A year ago, I wrote that the Samsung Galaxy Note 7 was the best big phone ever made. It had excellent performance, a great camera, and a refined design that was surprisingly manageable for a device with a large screen. But that glory was short-lived: as everyone knows, the Note 7 had a defective internal battery design that caused it to randomly catch fire. In the most embarrassing episode of modern tech history, Samsung was forced to recall the phone, not once, but twice, and pull it from the market.

The upshot of all of this is Samsung was also forced to reevaluate how it designed and manufactured phone batteries, and it now uses different processes and chemistries that produce more durable batteries that also degrade less over time.

That’s good, because now we have the Galaxy Note 8 and Samsung wants it to permanently put the Note 7 fiasco in the rearview mirror. The new Note is much like its predecessor in that it’s an exceptional large-screened device with few obvious faults. In fact, in all of the important areas, the Note 8 is a better device than even the Note 7 was.

But the climate around big phones has changed dramatically since last year. While the Note 7 was head and shoulders above everything else before its fall from grace, the Note 8 isn’t obviously better than many of the other big phones out this year, including Samsung’s own Galaxy S8 Plus. Further, the Note 8 is one of the most expensive phones you can buy, starting at $930 for a model with 64GB of storage.

Ask Samsung, though, and it will say Galaxy Note fans don’t care about any of those things. They don’t want just any big phone, they want a Note, complete with its over-the-top size, top-of-the-line specs, and, of course, its stylus. And because of what happened with the Note 7, these fans have been waiting a long time for this.

The Galaxy Note 8 wasn’t built for everyone. It was built for them.

The Galaxy Note has always been an unapologetically big phone, but the Note 8 takes big to new dimensions.

It starts with its 6.3-inch Infinity Display that stretches to the very edges of the phone’s frame, leaving just a small bezel above and below the screen. This HDR-capable display is everything you’d expect from a high-end Samsung panel: it’s crisp, vibrant, and super bright, so it’s visible outdoors in direct sunlight. The sheer size of it sucks you in when watching video, and the 18.5:9 aspect ratio lets it display lots of content at once or easily run two apps at the same time in split-screen multitasking mode.

Samsung has done everything it can to make this giant screen fit in something that resembles a phone — shrinking the bezels, elongating its shape, curving the sides — but there’s no avoiding the fact that the Note 8 is a giant phone that comes with giant phone problems. It’s almost impossible to use in one hand and it doesn’t fit comfortably in any of my pants pockets.

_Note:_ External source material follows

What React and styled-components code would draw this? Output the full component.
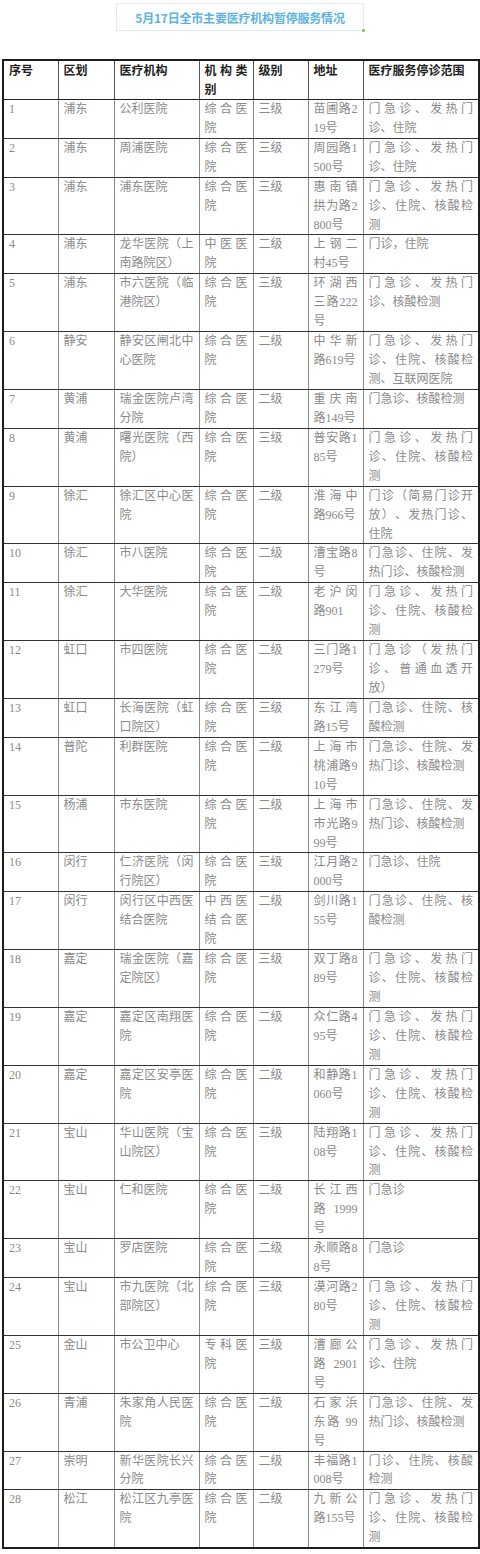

In addition, the Note 8’s larger size make its fingerprint scanner even more frustrating to use than it is on the S8. Like the S8, the scanner is on the back of the phone, to the right of the camera module. And like the S8, it takes some dedicated finger gymnastics to reach it. I’ve been using an S8 Plus for months and I’ve become somewhat accustomed to the annoying fingerprint scanner placement. That could happen with the Note 8 as well, but it’d have been easier for everyone if Samsung just put the scanner below the camera like every other phone maker does.

Samsung offers both iris-scanning and face-scanning unlock systems on the Note 8, so you don’t necessarily have to rely on the fingerprint scanner as much. The face unlock feature is still not as secure as other means, but Samsung has improved it since the S8’s launch, so it works faster and more reliably now. The iris scanner is quick and as secure as fingerprint methods, but it still requires holding the phone up awkwardly close to my face and dramatically opening my eyes for it to work.

What’s most interesting is how much bigger the Note 8 feels compared to the almost-as-large Galaxy S8 Plus. The Note’s 6.3-inch screen is only scantly larger than the S8 Plus’ 6.2-inch panel, but it has a more rectangular shape and the sides aren’t curved as aggressively, which makes it noticeably less comfortable to handle. The Note 8 also tips the scales at 195g, about 22g more than the S8 Plus. That doesn’t sound like much, but it’s evident, especially when the phone is already this large.

Otherwise, the Note 8’s fit and finish are exactly the same as the S8, with glass panels that elegantly curve into a metal frame. It has the same virtual, pressure-sensitive home button at the bottom of the display, and it’s also IP68 water resistant, so getting it wet isn’t a worry, whether you’re stuck in a rainstorm, washing dishes at home, or concerned about someone spilling a drink while out on the town.

The Note 8 does have a headphone jack (in the correct position: on the bottom of the phone, to the left of the charging port), and Samsung bundles in a set of decent AKG wired headphones in the box. It also has a dedicated button to launch the Bixby virtual assistant located just below the volume rocker on the left side of the phone. It’s just as annoying and easy to hit here as it is on the S8, and it’s still not easily customized to do something more useful. Bixby itself hasn’t changed greatly from when it debuted on the S8, and the dedicated hardware button for it feels more like an unnecessary appendage than anything particularly helpful.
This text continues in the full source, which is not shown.